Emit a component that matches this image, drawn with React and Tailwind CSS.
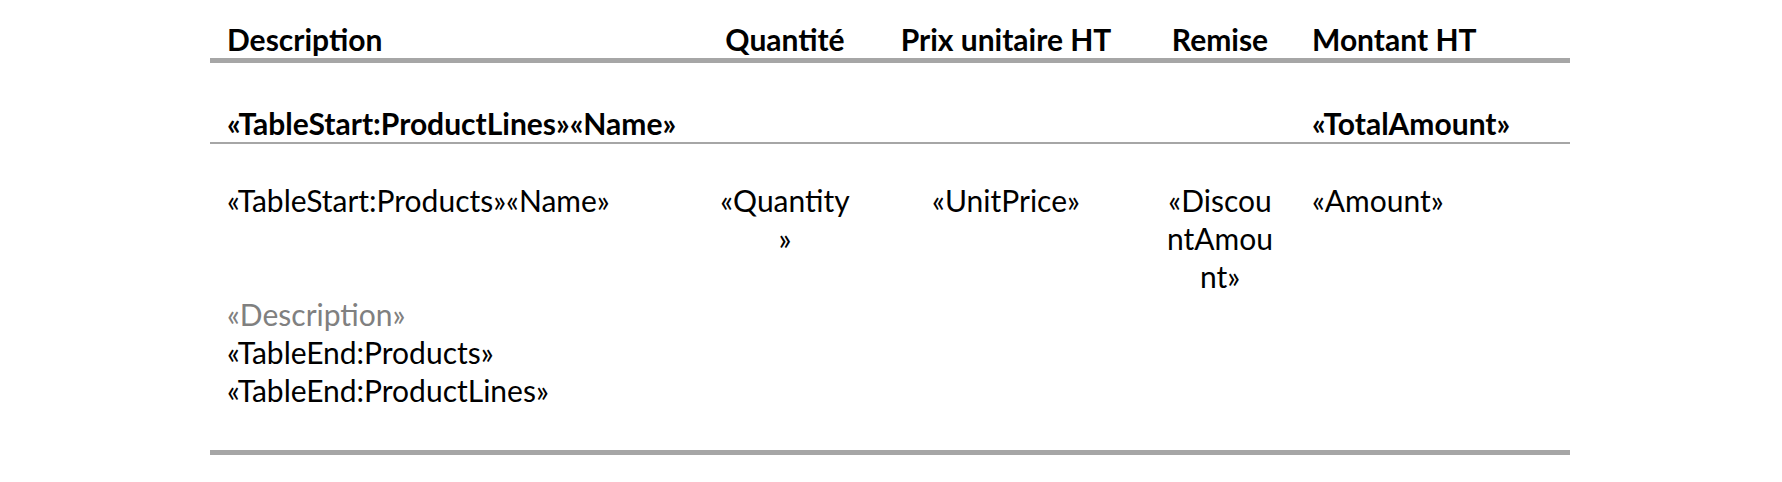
import React from "react";

const cell = "px-[17px] whitespace-nowrap";

const App = () => {
  return (
    <div className="min-h-[482px] w-full bg-white font-['Lato',sans-serif] text-[30px] leading-[38px] text-black">
      <div className="ml-[210px] w-[1360px] pt-[21px]">
        {/* header */}
        <div className="grid grid-cols-[493px_164px_278px_150px_275px] border-b-[5px] border-[#a6a6a6] font-bold">
          <div className={`${cell} leading-[37px]`}>Description</div>
          <div className={`${cell} text-center leading-[37px]`}>Quantité</div>
          <div className={`${cell} text-center leading-[37px]`}>Prix unitaire HT</div>
          <div className={`${cell} text-center leading-[37px]`}>Remise</div>
          <div className={`${cell} leading-[37px]`}>Montant HT</div>
        </div>

        {/* product line group */}
        <div className="grid grid-cols-[493px_164px_278px_150px_275px] border-b-2 border-[#a6a6a6] pt-[42px] font-bold">
          <div className={`${cell} leading-[37px]`}>«TableStart:ProductLines»«Name»</div>
          <div />
          <div />
          <div />
          <div className={`${cell} leading-[37px]`}>«TotalAmount»</div>
        </div>

        {/* products */}
        <div className="border-b-[5px] border-[#a6a6a6] pt-[37px] pb-[41px]">
          <div className="grid grid-cols-[493px_164px_278px_150px_275px]">
            <div className={cell}>«TableStart:Products»«Name»</div>
            <div className={`${cell} text-center`}>
              «Quantity
              <br />»
            </div>
            <div className={`${cell} text-center`}>«UnitPrice»</div>
            <div className={`${cell} text-center`}>
              «Discou
              <br />
              ntAmou
              <br />
              nt»
            </div>
            <div className={cell}>«Amount»</div>
          </div>
          <div className={`${cell} flex flex-col`}>
            <span className="text-[#808080]">«Description»</span>
            <span>«TableEnd:Products»</span>
            <span>«TableEnd:ProductLines»</span>
          </div>
        </div>
      </div>
    </div>
  );
};

export default App;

▶ **What you should do**
Leave the pictures out and copy the rest of the data exactly.

▶ **The answer**
Emit a component that matches this image, drawn with React and Tailwind CSS.
import React from "react";

const cell = "px-[17px] whitespace-nowrap";

const App = () => {
  return (
    <div className="min-h-[482px] w-full bg-white font-['Lato',sans-serif] text-[30px] leading-[38px] text-black">
      <div className="ml-[210px] w-[1360px] pt-[21px]">
        {/* header */}
        <div className="grid grid-cols-[493px_164px_278px_150px_275px] border-b-[5px] border-[#a6a6a6] font-bold">
          <div className={`${cell} leading-[37px]`}>Description</div>
          <div className={`${cell} text-center leading-[37px]`}>Quantité</div>
          <div className={`${cell} text-center leading-[37px]`}>Prix unitaire HT</div>
          <div className={`${cell} text-center leading-[37px]`}>Remise</div>
          <div className={`${cell} leading-[37px]`}>Montant HT</div>
        </div>

        {/* product line group */}
        <div className="grid grid-cols-[493px_164px_278px_150px_275px] border-b-2 border-[#a6a6a6] pt-[42px] font-bold">
          <div className={`${cell} leading-[37px]`}>«TableStart:ProductLines»«Name»</div>
          <div />
          <div />
          <div />
          <div className={`${cell} leading-[37px]`}>«TotalAmount»</div>
        </div>

        {/* products */}
        <div className="border-b-[5px] border-[#a6a6a6] pt-[37px] pb-[41px]">
          <div className="grid grid-cols-[493px_164px_278px_150px_275px]">
            <div className={cell}>«TableStart:Products»«Name»</div>
            <div className={`${cell} text-center`}>
              «Quantity
              <br />»
            </div>
            <div className={`${cell} text-center`}>«UnitPrice»</div>
            <div className={`${cell} text-center`}>
              «Discou
              <br />
              ntAmou
              <br />
              nt»
            </div>
            <div className={cell}>«Amount»</div>
          </div>
          <div className={`${cell} flex flex-col`}>
            <span className="text-[#808080]">«Description»</span>
            <span>«TableEnd:Products»</span>
            <span>«TableEnd:ProductLines»</span>
          </div>
        </div>
      </div>
    </div>
  );
};

export default App;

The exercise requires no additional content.